How to handle existing facilities has been a difficult issue from the onset. Fully renovating all existing facilities to meet the standards applicable to new construction would be incredibly expensive. The compromise in the ADA is that a company must remove barriers at an existing facility only when that is "readily achievable," depending on factors like the cost of the work to remove a barrier, the "overall financial resources of the facility," the impact of the removal on operations, the nature and size of the workforce, and more. However, the "readily achievable" concept produces its own challenges. Identifying barriers--such as entrance ramps that have the wrong slope and doors that require too much force to open--is time-consuming and costly, and assessing which ones should be removed under the "readily achievable" standard even more so. When a company learns about an access barrier, it should certainly determine promptly whether to remove the barrier or provide an alternative mode of access. But does a company have an ongoing obligation to scrutinize its facilities for barriers that can "readily" be removed?

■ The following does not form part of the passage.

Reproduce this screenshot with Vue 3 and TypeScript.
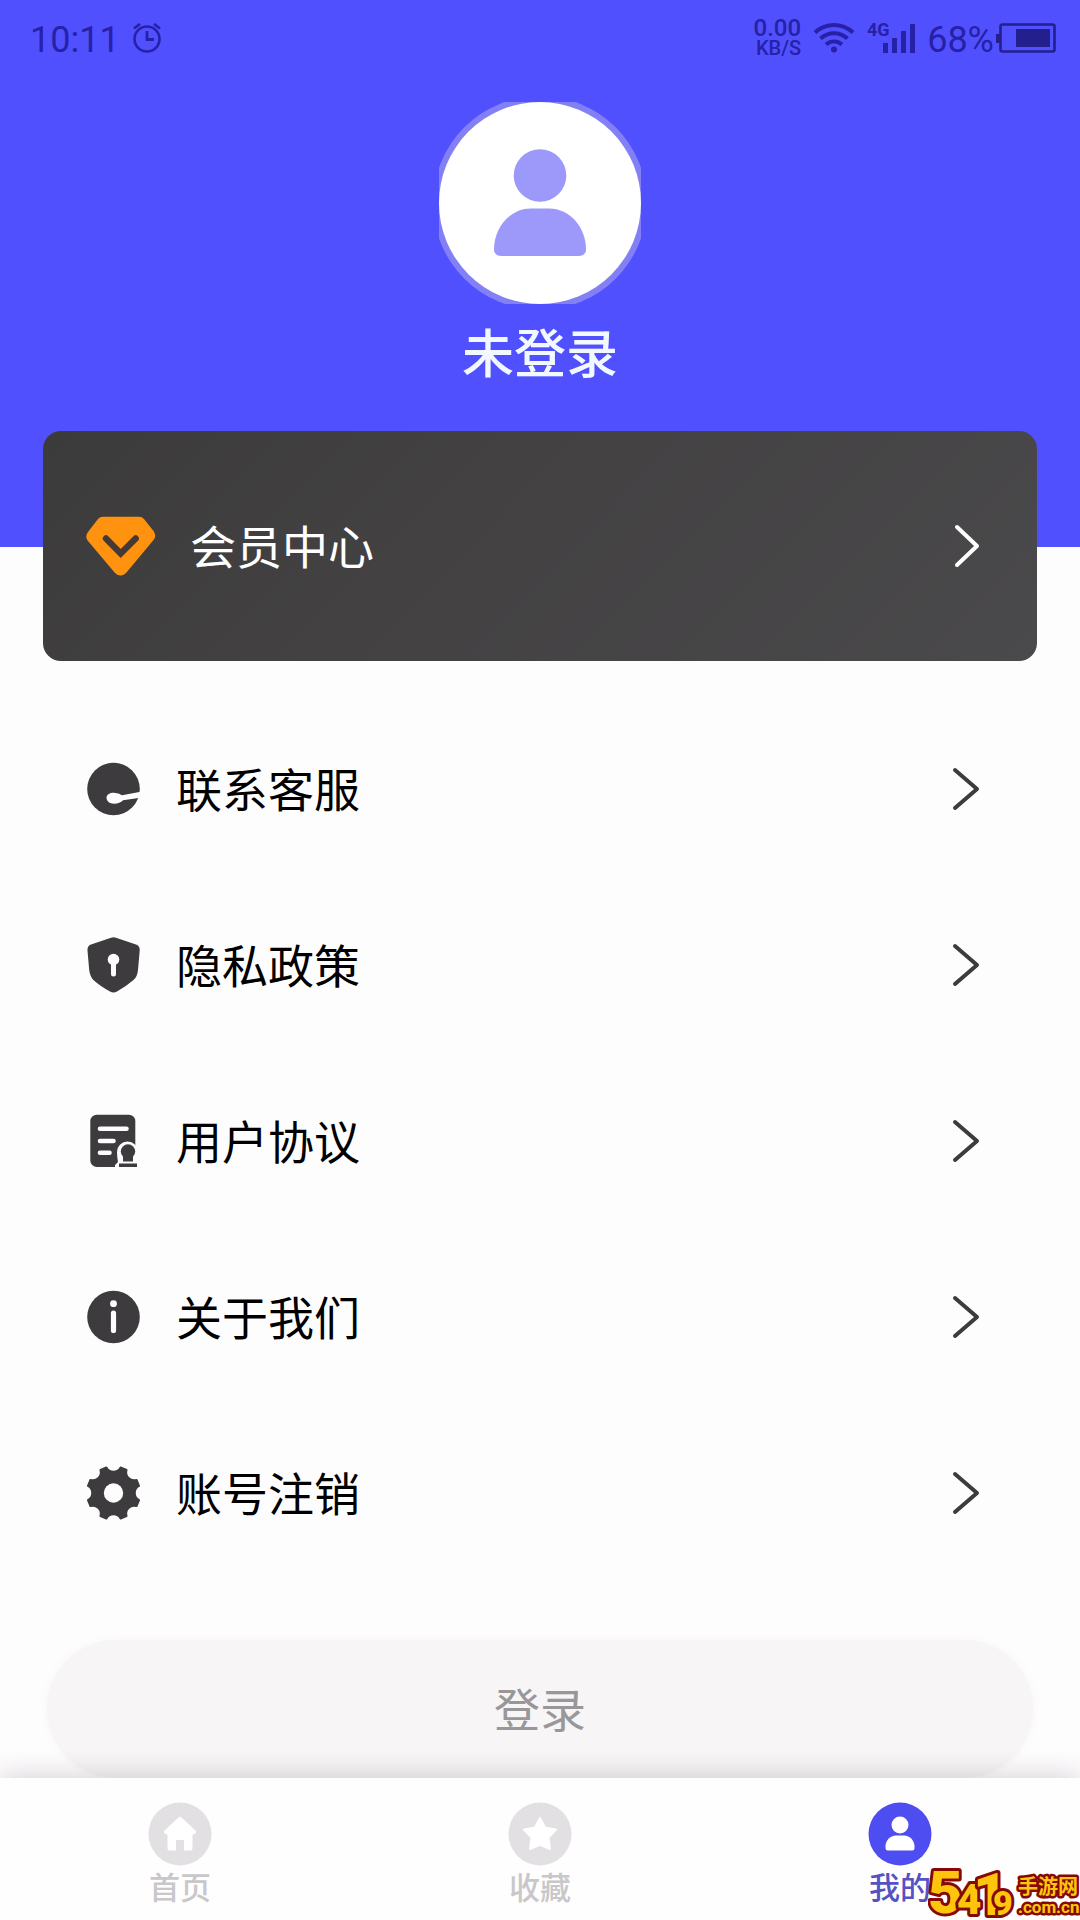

In recent years, plaintiffs have had increasing success pushing companies to implement compliance policies regarding physical access to facilities. These cases have relied mainly on two theories. First, US Department of Justice (DOJ) regulations under the ADA say a company must "maintain in operable working condition those features of facilities and equipment that are required to be readily accessible." The word "maintain" suggests an ongoing obligation, and some plaintiffs argue that a company that has no policy to review its facilities for access problems is not fulfilling its maintenance obligation. Second, the ADA says that injunctive relief can, "[w]here appropriate," include "modification of a policy." If a plaintiff proves a store has an access barrier, the plaintiff might ask the court to require the company to establish a policy to find and remove further barriers. In some cases, plaintiffs have also used the content of company policies to justify certifying class actions covering access barriers across entire chains of stores. For example, a federal court in Pennsylvania noted that a defendant's "application of its centralized policies" regarding physical accessibility "and its failure to implement effective accessibility policies is generally applicable to all class members."

The issue these cases present goes beyond whether a company ought to be working to remove physical barriers to access. Under the ADA, a barrier for which removal is "readily achievable" must be removed, and companies should be making reasonable efforts to fix such barriers. But the suggestion in these cases is that the ADA imposes a distinct obligation to implement a policy to search for and eliminate barriers; and that private plaintiffs can litigate over the content of the policy, independent of what barriers they have personally faced.

Federal courts in Pennsylvania have now substantially constrained that theory in a case that involves Steak `n Shake, a nationwide restaurant chain. The plaintiffs alleged they had trouble using the accessible parking spaces at several locations because the sidewalk ramps were too steeply sloped. Beyond simply asking that the court require Steak `n Shake to fix those ramps, the plaintiffs sought to represent a class regarding all sorts of access barriers at the company's restaurants across the country. The common link, they said, was that Steak `n Shake does not have a policy to eliminate access barriers.

The Third Circuit struck the first blow by holding the class could not be certified for lack of a common question. Given the wide range of possible access barriers--unclear signage, several different types of ramp, narrow doors, etc.--different class members at different stores would not necessarily have faced the same type of access barrier. Therefore, the Third Circuit said, the class members would have experienced different types of injury, not susceptible to common proof. But in addition, the court questioned the plaintiffs' theory that Steak `n Shake was required "to adopt policies for ADA compliance that require Steak `n Shake to actively seek out potential violations." Although the court purported to leave open whether that theory is valid, in fact the decision necessarily rejected it. If a company has a legal obligation to maintain a policy on accessibility that meets minimum ADA standards, the existence and content of Steak `n Shake's policy ought to be a common question. By focusing on the specific barriers at individual stores, the Third Circuit has evidently rejected corporate policy as a legitimate target for an ADA claim.

On remand, the district court hammered the point home by explicitly dismissing the plaintiff's "policy" claim. "[A] public accommodation can fulfill [its] duties," the court held, "by making repairs when it finds problems or when problems are brought to its attention, which is not the same proposition as requiring it to create a policy to inspect for such problems." "[P]lac[ing] the burden to inspect for such potential issues on the public accommodation," the court continued, "is not supported anywhere in the statute or regulations."

Clarity on this issue will be valuable, and defendants will welcome this result from the Western District of Pennsylvania. Still, it remains to be seen whether other circuits will agree with the Third Circuit. Until the issue is resolved, companies that operate physical stores will need to think carefully about their duties to undertake proactive measures to find and remove potential barriers at their existing facilities.